En définitive, la question est plus politique que juridique et dépend de la réponse à la question simple : le fonctionnaire est-il un citoyen comme un autre ? Dans notre construction sociale, est-il un sujet ou un citoyen ? Dans les années 1950, Michel Debré donnait sa définition :  » Le fonctionnaire est un homme de silence, il sert, il travaille et il se tait « , c’était la conception du fonctionnaire-sujet.
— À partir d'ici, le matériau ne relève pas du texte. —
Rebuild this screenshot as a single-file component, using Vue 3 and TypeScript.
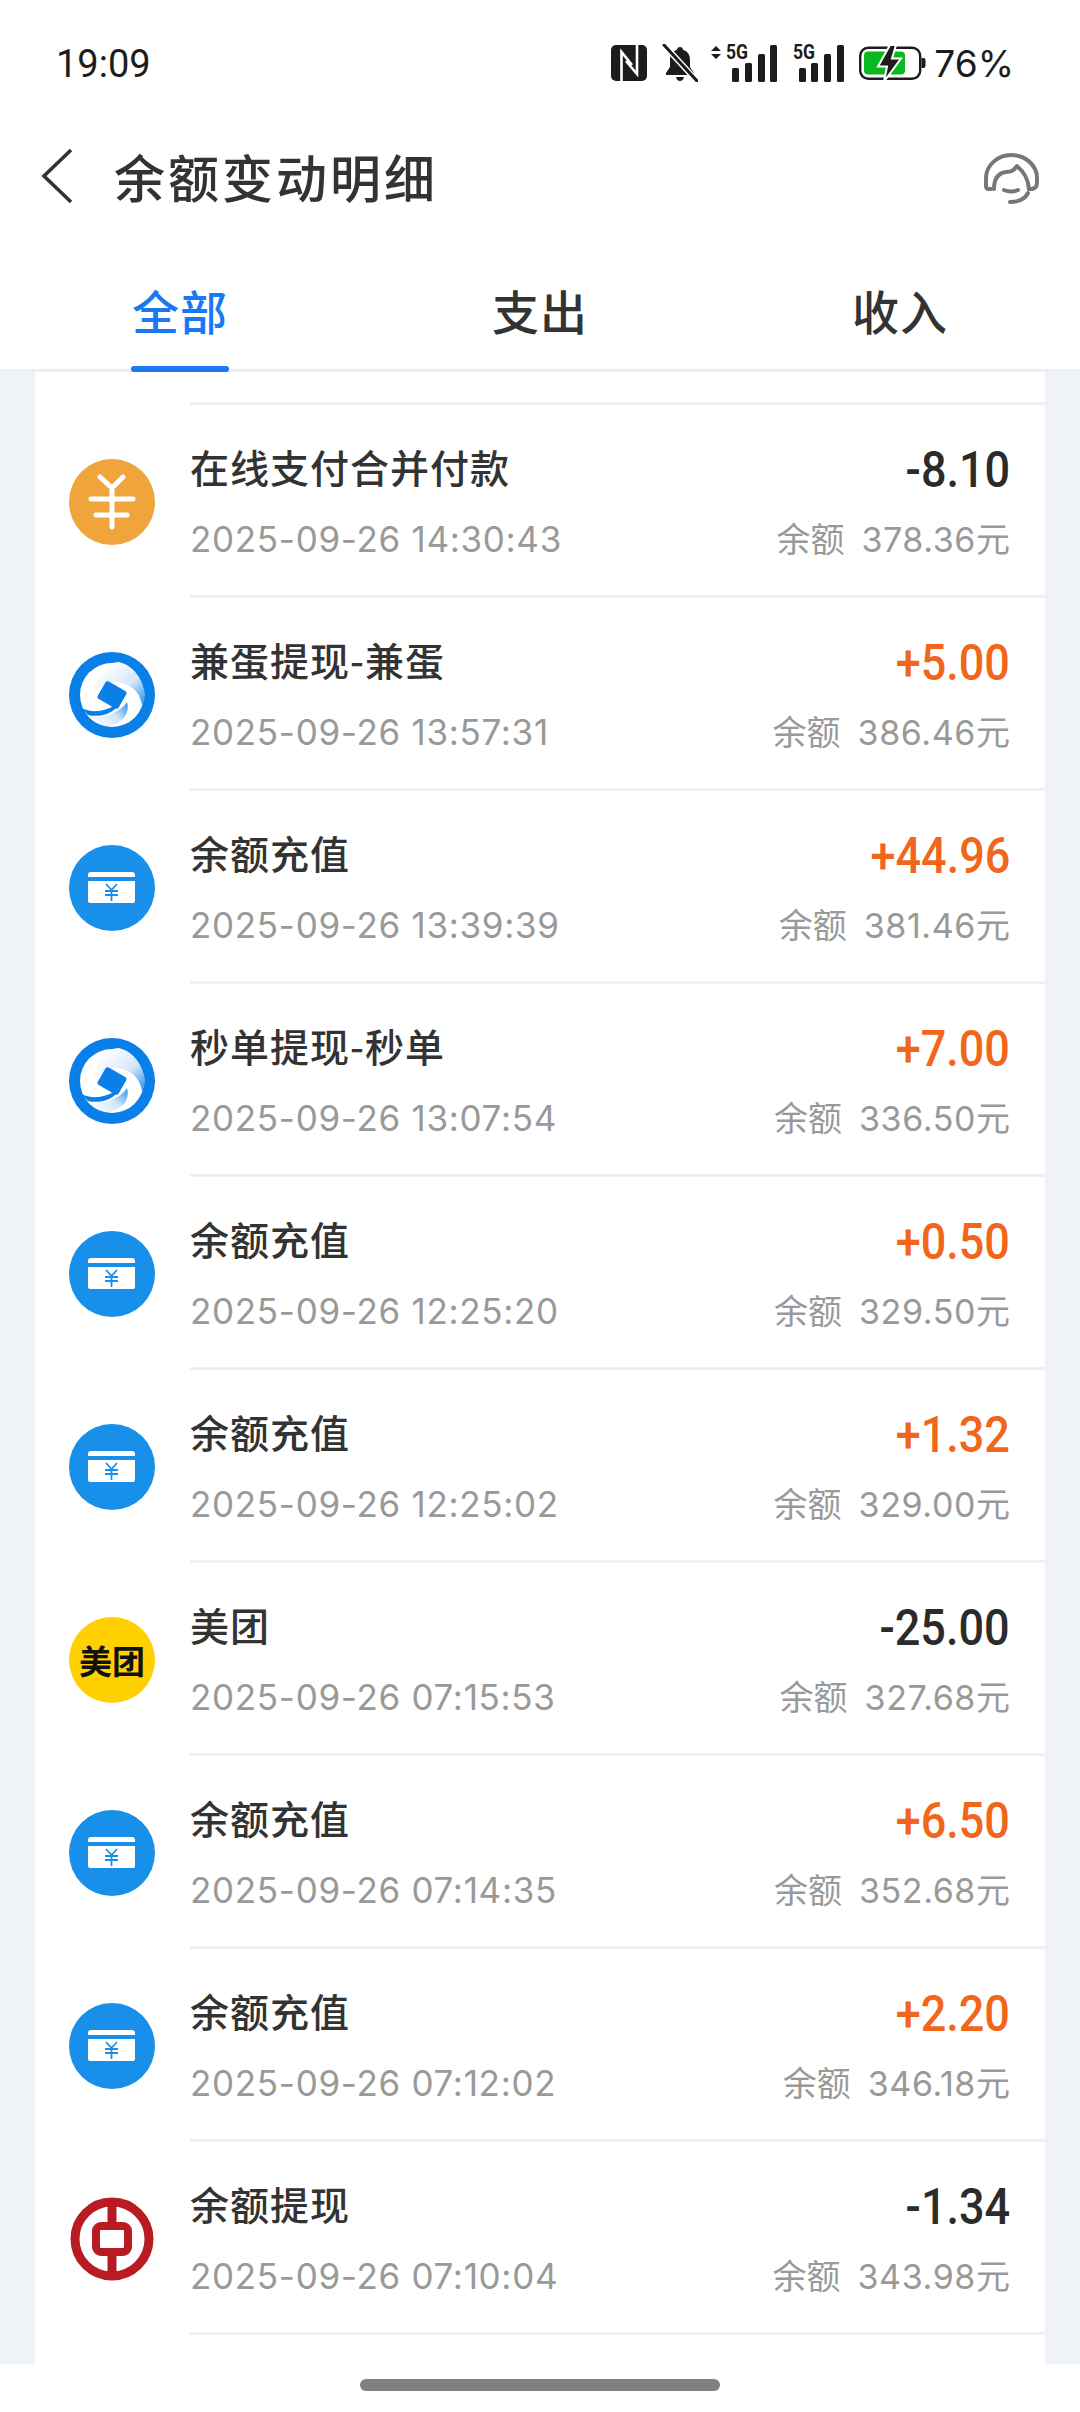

Nous avons choisi en 1983 la conception du fonctionnaire-citoyen en lui reconnaissant, en raison même de sa vocation à servir l’intérêt général et de la responsabilité qui lui incombe à ce titre, la plénitude des droits du citoyen.

C’est cette conception qui est en cause dans les mesures d’intimidation précédemment évoquées prises au plus haut niveau de l’Etat, préliminaires d’une vaste entreprise de démolition du statut général des fonctionnaires programmée pour 2008. Il est grand temps que s’élève la voix des esprits vigiles.